Heartbeat Of A Palmyra Grove
The background to anti-Tamil violence is the (Sinhalese) JVP uprisings against the government, the second of which was put down (according to Ajit Hadley Perera in an introductory note) with the loss of about 60,000 lives (page 246). The medical student Thrimawithane “was brutally killed by nailing on the head and [being] dragged on the roads by a jeep” (Perera, page 245). The beauty queen Premawathie Manamperi was forced to walk the street naked, tortured, raped and buried while still alive. Tortured bodies on burning tyres, and bodies floating on the river were not rare sights. Ben Bavinck writes in his Of Tamils and Tigers (Vijitha Yapa Publications, 2011) that outside an army camp in Baddegama, “a corpse has been hung in a crucified position with a large nail in its head”. A number of youth were beheaded in Kandy and their heads displayed with a sign reading, “Coconuts for sale”: see, Sarvan, Public Writings on Sri Lanka, Volume 2, pages 162 & 163. Reading Bavinck’s comment that children play the game of who has seen more dead bodies, reminds me of lines in Shakespeare’s Julius Caesar (Act 3, Scene 1) which I paraphrase: Domestic fury and fierce civil strife; blood and destruction shall be common, and pity choked so that mothers will but smile when they see their children carrying weapons. Bavinck’s book was originally a diary, and he asks himself: What has gone wrong? How it is possible that these things happen in a country where Buddhism, a religion of peace and non-violence, is supposed to dominate life? (See, Sarvan, op.cit, page 163.)

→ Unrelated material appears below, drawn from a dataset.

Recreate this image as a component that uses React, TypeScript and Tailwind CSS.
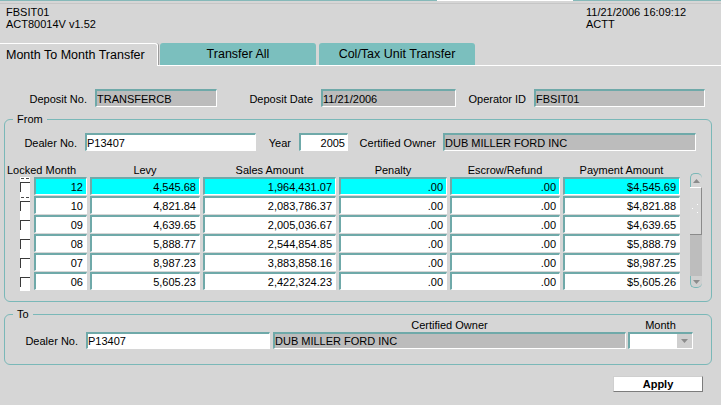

Rev Fernando spoke out against abduction, torture and killings; he went in search of the missing young men and women, at great personal risk; helped to bury burnt bodies “killed by the army or para-military groups”. The same high ideals, courage and the readiness to pay the personal price will, I fear, now lead some to see him as deluded or, worse, a traitor: he observes that the soldiers who abducted, tortured and killed the sons and daughters of the people of the South are now hailed as heroes when they behave in the same way in the North and East (page 256). His comment that the JVP uprising was suppressed brutally, “without addressing the causes of the unrest” (page 265; italics not in the original) is relevant in another context. What’s more, some members of the JVP who “fought against discrimination seeking justice, today have become the partners of the oppressors and the oppressive system” (page 265). It was seen as brave, selfless and admirable of Rev. Fernando to fight against violence unleashed on Sinhalese during the JVP uprising, but for the same person to protest injustice and violence against Tamils is deemed traitorous. But here I am being unjust to Rev. Fernando because rare individuals like him neither see nor think on group-lines. For such, what matters is not being Sinhalese or Tamil; Buddhist, Christian or Hindu but belonging to our common humanity. They do not see themselves as trying to help Sinhalese or Tamils but only their fellow human beings. In the Christian tradition, man was made by God in His image. (Buddhism includes not only human beings but all living things in care and compassion. This accounts for vegetarianism, led by Buddhist monks, being widespread in Sri Lanka.)